A pair of Belgian-styled ales got perused first. Light-bodied, orange-peeled, coriander-spiced Belgian Wit retained a hard-candied sweetness while medium-bodied, fig-spiced, prune-stewed Abbey Ale received a latent orange-spiced courvoisier kick that also befit caramel-drudged, lemon-rotted, fungi-dried Dunkelweizen.
Bittersweet blueberry-perfumed Brew Berry Ale lost up-front blueberry-seeded essence to soapy lemon Seltzer fizzing. A woody Pine Sol lacquering and wafting cologne musk fluttered through buttery citric respite to alcohol-burnt finish of sharp hop-headed bitter, J.K.’s Simcoe IPA. Soft-textured Jay’s Breakfast Stout blended Vermont maple syrup into oily hop-charred coffee bean bittering, oats-toasted black chocolate serenade, and acrid charcoal singe.

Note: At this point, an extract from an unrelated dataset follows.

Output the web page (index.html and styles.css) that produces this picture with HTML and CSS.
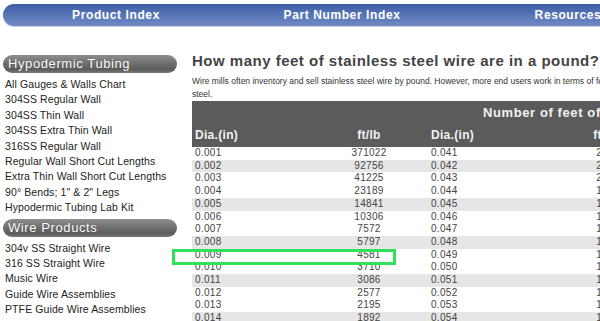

Stayed at Marriott Hotel October ’11, sampling several untried libations and one improved year-round staple. Brewmaster Aaron Croffit, a spirited homebrewer originally from Grass Lake, Michigan, has been at Union Station for nine years, continuously improving his recipes. Standard fare such as dry, perfume-hopped, grapefruit-peeled Golden Spike American Pale Ale boasted a brisker lemon-soaped apricot-apple-pear fruiting that’s nearly as bitter as bolder, juniper-pined, spruce-tipped Simcoe IPA (with its tangy grapefruit-peeled peach-apricot swerve).
Providence Pale Ale brought an earthen-grained ESB-like musk to pale-malted toffee and woody Chinook hops. Just a tad richer, River Otter Red draped dried-fruited fig sugaring atop fungi yeast must. Unassuming Blueberry Ale lost its ripe blueberry tartness and wheat-crackered backdrop to metallic hop astringency and soapy oiliness.
On cask, College Hill Porter provided an oily coffee bittering to charcoal-smoked pipe tobacco, walnut, peat and cocoa bean nuances, contrasting wavered cherry-bruised blackberry tartness.
Seasonal dessert treat, Pumpkin Spice, maintained a pilsner-malted, brown-sugared pumpkin pie spicing, pleating cinnamon-nutmeg-allspice-clove niceties with vegetal gourd astringency and light lemon rind wisps.